When grassroots and cultural leaders from many of the 11 tribes affiliated with the Grand Canyon began organizing for the 2019 centennial anniversary of the park, they identified place-name changes as a priority. This body of changemakers, called the Intertribal Centennial Conversations Group, see the second century of the park as an opportunity to address past injustices and recognize the Indigenous peoples of the canyon who have stewarded its land and waters since time immemorial.
Name changes, along with first-person histories and stories from Native people on park signs and in park presentations, tours, talks, online content, and videos, increased economic opportunities for Native artisans, and more Native employees in the park, are just a few of the changes the Intertribal Centennial Conversations Group seeks for the canyon its members call home.

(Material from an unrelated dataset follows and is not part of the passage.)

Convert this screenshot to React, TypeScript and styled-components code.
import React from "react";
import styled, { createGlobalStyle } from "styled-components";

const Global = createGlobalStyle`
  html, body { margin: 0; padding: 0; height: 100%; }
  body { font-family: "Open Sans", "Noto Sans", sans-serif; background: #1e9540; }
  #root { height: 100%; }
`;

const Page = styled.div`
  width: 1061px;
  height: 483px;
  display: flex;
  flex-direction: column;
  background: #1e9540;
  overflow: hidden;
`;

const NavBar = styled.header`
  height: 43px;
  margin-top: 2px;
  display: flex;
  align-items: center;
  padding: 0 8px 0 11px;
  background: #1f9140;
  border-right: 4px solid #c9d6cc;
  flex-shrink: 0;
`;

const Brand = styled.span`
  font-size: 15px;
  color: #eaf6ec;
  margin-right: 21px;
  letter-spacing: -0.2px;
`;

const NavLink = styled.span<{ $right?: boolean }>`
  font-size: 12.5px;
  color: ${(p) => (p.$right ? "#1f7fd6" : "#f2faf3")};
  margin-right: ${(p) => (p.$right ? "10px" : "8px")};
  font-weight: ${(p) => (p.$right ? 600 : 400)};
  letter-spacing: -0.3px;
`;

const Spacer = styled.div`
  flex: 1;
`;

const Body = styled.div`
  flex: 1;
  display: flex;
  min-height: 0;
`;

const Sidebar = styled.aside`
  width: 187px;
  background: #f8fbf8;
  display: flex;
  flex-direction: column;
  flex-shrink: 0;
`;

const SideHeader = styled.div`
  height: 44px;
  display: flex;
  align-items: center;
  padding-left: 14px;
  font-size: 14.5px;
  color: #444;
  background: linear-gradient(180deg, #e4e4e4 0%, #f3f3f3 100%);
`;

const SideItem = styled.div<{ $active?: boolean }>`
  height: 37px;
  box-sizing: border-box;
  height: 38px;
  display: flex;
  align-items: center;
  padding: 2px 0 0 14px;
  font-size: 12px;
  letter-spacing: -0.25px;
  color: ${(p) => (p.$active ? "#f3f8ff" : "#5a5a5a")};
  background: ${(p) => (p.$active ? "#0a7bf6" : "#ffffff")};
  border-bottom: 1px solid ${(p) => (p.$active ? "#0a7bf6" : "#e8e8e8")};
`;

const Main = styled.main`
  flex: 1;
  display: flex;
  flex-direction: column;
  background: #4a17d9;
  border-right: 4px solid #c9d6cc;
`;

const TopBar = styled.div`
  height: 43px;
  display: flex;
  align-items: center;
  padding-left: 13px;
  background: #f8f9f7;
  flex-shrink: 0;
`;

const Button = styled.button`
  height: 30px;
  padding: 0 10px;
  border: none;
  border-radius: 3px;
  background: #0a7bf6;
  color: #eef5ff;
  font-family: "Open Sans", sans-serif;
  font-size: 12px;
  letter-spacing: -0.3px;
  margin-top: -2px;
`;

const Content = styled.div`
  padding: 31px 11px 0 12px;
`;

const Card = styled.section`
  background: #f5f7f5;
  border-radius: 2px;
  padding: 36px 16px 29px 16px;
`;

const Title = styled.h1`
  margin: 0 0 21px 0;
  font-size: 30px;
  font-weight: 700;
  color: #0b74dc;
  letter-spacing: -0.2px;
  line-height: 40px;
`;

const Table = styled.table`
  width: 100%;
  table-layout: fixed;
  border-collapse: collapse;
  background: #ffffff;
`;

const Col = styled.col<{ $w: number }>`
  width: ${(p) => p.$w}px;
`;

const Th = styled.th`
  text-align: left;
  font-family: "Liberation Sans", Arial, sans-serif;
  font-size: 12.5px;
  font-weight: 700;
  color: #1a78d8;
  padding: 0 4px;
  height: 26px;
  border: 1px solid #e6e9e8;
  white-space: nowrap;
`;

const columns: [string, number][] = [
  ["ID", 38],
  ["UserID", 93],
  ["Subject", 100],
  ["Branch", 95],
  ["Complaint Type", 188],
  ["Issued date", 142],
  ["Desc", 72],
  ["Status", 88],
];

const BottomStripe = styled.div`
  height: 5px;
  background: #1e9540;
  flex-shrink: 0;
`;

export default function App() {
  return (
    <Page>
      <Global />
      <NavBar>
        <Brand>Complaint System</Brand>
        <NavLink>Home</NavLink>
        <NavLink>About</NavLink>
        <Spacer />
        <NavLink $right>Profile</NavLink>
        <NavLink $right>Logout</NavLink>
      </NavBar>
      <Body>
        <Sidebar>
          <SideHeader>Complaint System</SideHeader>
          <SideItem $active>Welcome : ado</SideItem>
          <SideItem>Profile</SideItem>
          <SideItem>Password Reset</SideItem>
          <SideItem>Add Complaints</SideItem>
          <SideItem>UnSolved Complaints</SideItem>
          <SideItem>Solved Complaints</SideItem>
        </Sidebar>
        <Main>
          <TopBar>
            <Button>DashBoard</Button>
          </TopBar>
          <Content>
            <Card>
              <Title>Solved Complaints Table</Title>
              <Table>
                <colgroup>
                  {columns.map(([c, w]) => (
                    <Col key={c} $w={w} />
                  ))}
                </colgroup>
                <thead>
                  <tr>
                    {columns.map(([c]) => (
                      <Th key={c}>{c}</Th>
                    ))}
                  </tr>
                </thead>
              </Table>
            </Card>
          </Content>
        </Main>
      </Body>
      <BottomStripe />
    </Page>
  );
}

For now, the National Park Service is working to update signage and produce other materials sharing the significance of this name change for Ha’a Gyoh and the Havasupai. A name rededication ceremony is expected in spring 2023.
Native peoples have lived in and maintained strong cultural connections to the Grand Canyon since long before the National Park Service was created. This name change is a small but important signal of recognition for that history. Many more changes are needed, and, with advocacy led by Native peoples of the canyon, one thing is certain: more changes are coming.